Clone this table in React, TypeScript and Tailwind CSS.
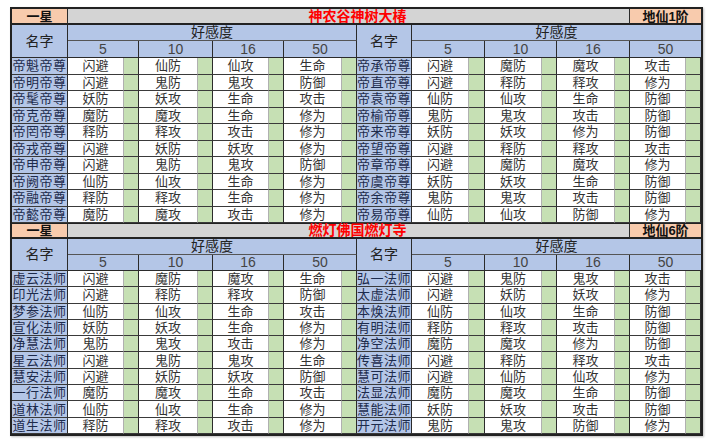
import { Fragment, type ReactNode } from "react";

type Row = [string, string, string, string, string];

type Section = {
  star: string;
  place: string;
  rank: string;
  left: Row[];
  right: Row[];
};

const SECTIONS: Section[] = [
  {
    star: "一星",
    place: "神农谷神树大椿",
    rank: "地仙1阶",
    left: [
      ["帝魁帝尊", "闪避", "仙防", "仙攻", "生命"],
      ["帝明帝尊", "闪避", "鬼防", "鬼攻", "防御"],
      ["帝髦帝尊", "妖防", "妖攻", "生命", "攻击"],
      ["帝克帝尊", "魔防", "魔攻", "生命", "修为"],
      ["帝罔帝尊", "释防", "释攻", "攻击", "修为"],
      ["帝戎帝尊", "闪避", "妖防", "妖攻", "修为"],
      ["帝申帝尊", "闪避", "鬼防", "鬼攻", "防御"],
      ["帝阙帝尊", "仙防", "仙攻", "生命", "修为"],
      ["帝融帝尊", "释防", "释攻", "生命", "修为"],
      ["帝懿帝尊", "魔防", "魔攻", "攻击", "修为"],
    ],
    right: [
      ["帝承帝尊", "闪避", "魔防", "魔攻", "攻击"],
      ["帝直帝尊", "闪避", "释防", "释攻", "修为"],
      ["帝袁帝尊", "仙防", "仙攻", "生命", "防御"],
      ["帝榆帝尊", "鬼防", "鬼攻", "攻击", "防御"],
      ["帝来帝尊", "妖防", "妖攻", "修为", "防御"],
      ["帝望帝尊", "闪避", "释防", "释攻", "攻击"],
      ["帝章帝尊", "闪避", "魔防", "魔攻", "修为"],
      ["帝虞帝尊", "妖防", "妖攻", "生命", "防御"],
      ["帝余帝尊", "鬼防", "鬼攻", "攻击", "防御"],
      ["帝易帝尊", "仙防", "仙攻", "防御", "修为"],
    ],
  },
  {
    star: "一星",
    place: "燃灯佛国燃灯寺",
    rank: "地仙6阶",
    left: [
      ["虚云法师", "闪避", "魔防", "魔攻", "生命"],
      ["印光法师", "闪避", "释防", "释攻", "防御"],
      ["梦参法师", "仙防", "仙攻", "生命", "攻击"],
      ["宣化法师", "妖防", "妖攻", "生命", "修为"],
      ["净慧法师", "鬼防", "鬼攻", "攻击", "修为"],
      ["星云法师", "闪避", "鬼防", "鬼攻", "生命"],
      ["慧安法师", "闪避", "妖防", "妖攻", "防御"],
      ["一行法师", "魔防", "魔攻", "生命", "攻击"],
      ["道林法师", "仙防", "仙攻", "生命", "修为"],
      ["道生法师", "释防", "释攻", "攻击", "修为"],
    ],
    right: [
      ["弘一法师", "闪避", "鬼防", "鬼攻", "攻击"],
      ["太虚法师", "闪避", "妖防", "妖攻", "修为"],
      ["本焕法师", "仙防", "仙攻", "生命", "防御"],
      ["有明法师", "释防", "释攻", "攻击", "防御"],
      ["净空法师", "魔防", "魔攻", "修为", "防御"],
      ["传喜法师", "闪避", "释防", "释攻", "攻击"],
      ["慧可法师", "闪避", "仙防", "仙攻", "修为"],
      ["法显法师", "魔防", "魔攻", "生命", "防御"],
      ["慧能法师", "妖防", "妖攻", "攻击", "防御"],
      ["开元法师", "鬼防", "鬼攻", "防御", "修为"],
    ],
  },
];

const LEVELS = ["5", "10", "16", "50"];

const FONT = "font-['Liberation_Sans','Noto_Sans_CJK_SC',sans-serif]";
const BLUE = "bg-[#b4c6e7]";
const GREEN = "bg-[#c6e0b4]";

function Cell({ className, children }: { className: string; children?: ReactNode }) {
  return (
    <div className={`flex min-h-0 items-center justify-center whitespace-nowrap leading-[13px] ${className}`}>
      {children}
    </div>
  );
}

function Half({ row }: { row: Row }) {
  const [name, ...vals] = row;
  const bottom = "border-b border-b-[#3a3a3a]";
  return (
    <>
      <Cell className={`${BLUE} ${bottom} border-r border-r-[#2b2b2b] text-[13px] tracking-[0.5px] text-[#1d2b4c]`}>{name}</Cell>
      {vals.map((v, i) => (
        <Fragment key={i}>
          <Cell className={`bg-white ${bottom} border-r border-r-[#b0b0b0] text-[13px] text-[#333]`}>{v}</Cell>
          <Cell className={`${GREEN} ${bottom} border-r border-r-[#2b2b2b]`} />
        </Fragment>
      ))}
    </>
  );
}

function Block({ section, first }: { section: Section; first: boolean }) {
  const top = first ? "" : "border-t border-t-[#222]";
  return (
    <>
      {/* title bar */}
      <Cell className={`${top} border-b-2 border-b-[#222] border-r border-r-[#2b2b2b] bg-[#f8cbad] text-[13px] font-bold text-[#111]`}>
        {section.star}
      </Cell>
      <Cell className={`col-span-15 ${top} border-b-2 border-b-[#222] border-r border-r-[#2b2b2b] bg-[#d4d4d4] pl-[18px] text-[14px] font-bold text-[#ff0000]`}>
        {section.place}
      </Cell>
      <Cell className={`col-span-2 ${top} border-b-2 border-b-[#222] bg-[#f8cbad] text-[13px] font-bold text-[#111]`}>
        {section.rank}
      </Cell>

      {/* headers */}
      {[0, 1].map((h) => (
        <Fragment key={h}>
          <Cell className={`row-span-2 ${BLUE} border-r border-b border-[#2b2b2b] text-[14px] text-[#222]`}>名字</Cell>
          <Cell className={`col-span-8 ${BLUE} border-b border-b-[#555] ${h === 0 ? "border-r border-r-[#2b2b2b]" : ""} text-[14px] text-[#222]`}>
            好感度
          </Cell>
        </Fragment>
      ))}
      {[0, 1].map((h) =>
        LEVELS.map((l, i) => (
          <Cell
            key={`${h}-${l}`}
            className={`col-span-2 ${BLUE} border-b border-b-[#2b2b2b] ${h === 1 && i === 3 ? "" : "border-r border-r-[#2b2b2b]"} text-[14px] text-[#444]`}
          >
            {l}
          </Cell>
        )),
      )}

      {/* rows */}
      {section.left.map((row, r) => (
        <Fragment key={r}>
          <Half row={row} />
          <Half row={section.right[r]} />
        </Fragment>
      ))}
    </>
  );
}

export default function App() {
  return (
    <div className={`h-[441px] w-[712px] bg-white pl-[10px] pt-[7px] ${FONT}`}>
      <div className="grid w-fit grid-cols-[56px_56px_15px_59px_15px_56px_15px_58px_15px_55px_57px_16px_57px_15px_58px_15px_56px_15px] grid-rows-[16px_16px_17px_repeat(10,16.5px)_16px_16px_16px_repeat(10,16.3px)] border-2 border-[#222] shadow-[1px_1px_2px_rgba(0,0,0,0.25)]">
        {SECTIONS.map((s, i) => (
          <Block key={s.place} section={s} first={i === 0} />
        ))}
      </div>
    </div>
  );
}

> [GIVEN EXERCISE] Write the lines above out again exactly, without any of their pictures.

> [REPLY]
Clone this table in React, TypeScript and Tailwind CSS.
import { Fragment, type ReactNode } from "react";

type Row = [string, string, string, string, string];

type Section = {
  star: string;
  place: string;
  rank: string;
  left: Row[];
  right: Row[];
};

const SECTIONS: Section[] = [
  {
    star: "一星",
    place: "神农谷神树大椿",
    rank: "地仙1阶",
    left: [
      ["帝魁帝尊", "闪避", "仙防", "仙攻", "生命"],
      ["帝明帝尊", "闪避", "鬼防", "鬼攻", "防御"],
      ["帝髦帝尊", "妖防", "妖攻", "生命", "攻击"],
      ["帝克帝尊", "魔防", "魔攻", "生命", "修为"],
      ["帝罔帝尊", "释防", "释攻", "攻击", "修为"],
      ["帝戎帝尊", "闪避", "妖防", "妖攻", "修为"],
      ["帝申帝尊", "闪避", "鬼防", "鬼攻", "防御"],
      ["帝阙帝尊", "仙防", "仙攻", "生命", "修为"],
      ["帝融帝尊", "释防", "释攻", "生命", "修为"],
      ["帝懿帝尊", "魔防", "魔攻", "攻击", "修为"],
    ],
    right: [
      ["帝承帝尊", "闪避", "魔防", "魔攻", "攻击"],
      ["帝直帝尊", "闪避", "释防", "释攻", "修为"],
      ["帝袁帝尊", "仙防", "仙攻", "生命", "防御"],
      ["帝榆帝尊", "鬼防", "鬼攻", "攻击", "防御"],
      ["帝来帝尊", "妖防", "妖攻", "修为", "防御"],
      ["帝望帝尊", "闪避", "释防", "释攻", "攻击"],
      ["帝章帝尊", "闪避", "魔防", "魔攻", "修为"],
      ["帝虞帝尊", "妖防", "妖攻", "生命", "防御"],
      ["帝余帝尊", "鬼防", "鬼攻", "攻击", "防御"],
      ["帝易帝尊", "仙防", "仙攻", "防御", "修为"],
    ],
  },
  {
    star: "一星",
    place: "燃灯佛国燃灯寺",
    rank: "地仙6阶",
    left: [
      ["虚云法师", "闪避", "魔防", "魔攻", "生命"],
      ["印光法师", "闪避", "释防", "释攻", "防御"],
      ["梦参法师", "仙防", "仙攻", "生命", "攻击"],
      ["宣化法师", "妖防", "妖攻", "生命", "修为"],
      ["净慧法师", "鬼防", "鬼攻", "攻击", "修为"],
      ["星云法师", "闪避", "鬼防", "鬼攻", "生命"],
      ["慧安法师", "闪避", "妖防", "妖攻", "防御"],
      ["一行法师", "魔防", "魔攻", "生命", "攻击"],
      ["道林法师", "仙防", "仙攻", "生命", "修为"],
      ["道生法师", "释防", "释攻", "攻击", "修为"],
    ],
    right: [
      ["弘一法师", "闪避", "鬼防", "鬼攻", "攻击"],
      ["太虚法师", "闪避", "妖防", "妖攻", "修为"],
      ["本焕法师", "仙防", "仙攻", "生命", "防御"],
      ["有明法师", "释防", "释攻", "攻击", "防御"],
      ["净空法师", "魔防", "魔攻", "修为", "防御"],
      ["传喜法师", "闪避", "释防", "释攻", "攻击"],
      ["慧可法师", "闪避", "仙防", "仙攻", "修为"],
      ["法显法师", "魔防", "魔攻", "生命", "防御"],
      ["慧能法师", "妖防", "妖攻", "攻击", "防御"],
      ["开元法师", "鬼防", "鬼攻", "防御", "修为"],
    ],
  },
];

const LEVELS = ["5", "10", "16", "50"];

const FONT = "font-['Liberation_Sans','Noto_Sans_CJK_SC',sans-serif]";
const BLUE = "bg-[#b4c6e7]";
const GREEN = "bg-[#c6e0b4]";

function Cell({ className, children }: { className: string; children?: ReactNode }) {
  return (
    <div className={`flex min-h-0 items-center justify-center whitespace-nowrap leading-[13px] ${className}`}>
      {children}
    </div>
  );
}

function Half({ row }: { row: Row }) {
  const [name, ...vals] = row;
  const bottom = "border-b border-b-[#3a3a3a]";
  return (
    <>
      <Cell className={`${BLUE} ${bottom} border-r border-r-[#2b2b2b] text-[13px] tracking-[0.5px] text-[#1d2b4c]`}>{name}</Cell>
      {vals.map((v, i) => (
        <Fragment key={i}>
          <Cell className={`bg-white ${bottom} border-r border-r-[#b0b0b0] text-[13px] text-[#333]`}>{v}</Cell>
          <Cell className={`${GREEN} ${bottom} border-r border-r-[#2b2b2b]`} />
        </Fragment>
      ))}
    </>
  );
}

function Block({ section, first }: { section: Section; first: boolean }) {
  const top = first ? "" : "border-t border-t-[#222]";
  return (
    <>
      {/* title bar */}
      <Cell className={`${top} border-b-2 border-b-[#222] border-r border-r-[#2b2b2b] bg-[#f8cbad] text-[13px] font-bold text-[#111]`}>
        {section.star}
      </Cell>
      <Cell className={`col-span-15 ${top} border-b-2 border-b-[#222] border-r border-r-[#2b2b2b] bg-[#d4d4d4] pl-[18px] text-[14px] font-bold text-[#ff0000]`}>
        {section.place}
      </Cell>
      <Cell className={`col-span-2 ${top} border-b-2 border-b-[#222] bg-[#f8cbad] text-[13px] font-bold text-[#111]`}>
        {section.rank}
      </Cell>

      {/* headers */}
      {[0, 1].map((h) => (
        <Fragment key={h}>
          <Cell className={`row-span-2 ${BLUE} border-r border-b border-[#2b2b2b] text-[14px] text-[#222]`}>名字</Cell>
          <Cell className={`col-span-8 ${BLUE} border-b border-b-[#555] ${h === 0 ? "border-r border-r-[#2b2b2b]" : ""} text-[14px] text-[#222]`}>
            好感度
          </Cell>
        </Fragment>
      ))}
      {[0, 1].map((h) =>
        LEVELS.map((l, i) => (
          <Cell
            key={`${h}-${l}`}
            className={`col-span-2 ${BLUE} border-b border-b-[#2b2b2b] ${h === 1 && i === 3 ? "" : "border-r border-r-[#2b2b2b]"} text-[14px] text-[#444]`}
          >
            {l}
          </Cell>
        )),
      )}

      {/* rows */}
      {section.left.map((row, r) => (
        <Fragment key={r}>
          <Half row={row} />
          <Half row={section.right[r]} />
        </Fragment>
      ))}
    </>
  );
}

export default function App() {
  return (
    <div className={`h-[441px] w-[712px] bg-white pl-[10px] pt-[7px] ${FONT}`}>
      <div className="grid w-fit grid-cols-[56px_56px_15px_59px_15px_56px_15px_58px_15px_55px_57px_16px_57px_15px_58px_15px_56px_15px] grid-rows-[16px_16px_17px_repeat(10,16.5px)_16px_16px_16px_repeat(10,16.3px)] border-2 border-[#222] shadow-[1px_1px_2px_rgba(0,0,0,0.25)]">
        {SECTIONS.map((s, i) => (
          <Block key={s.place} section={s} first={i === 0} />
        ))}
      </div>
    </div>
  );
}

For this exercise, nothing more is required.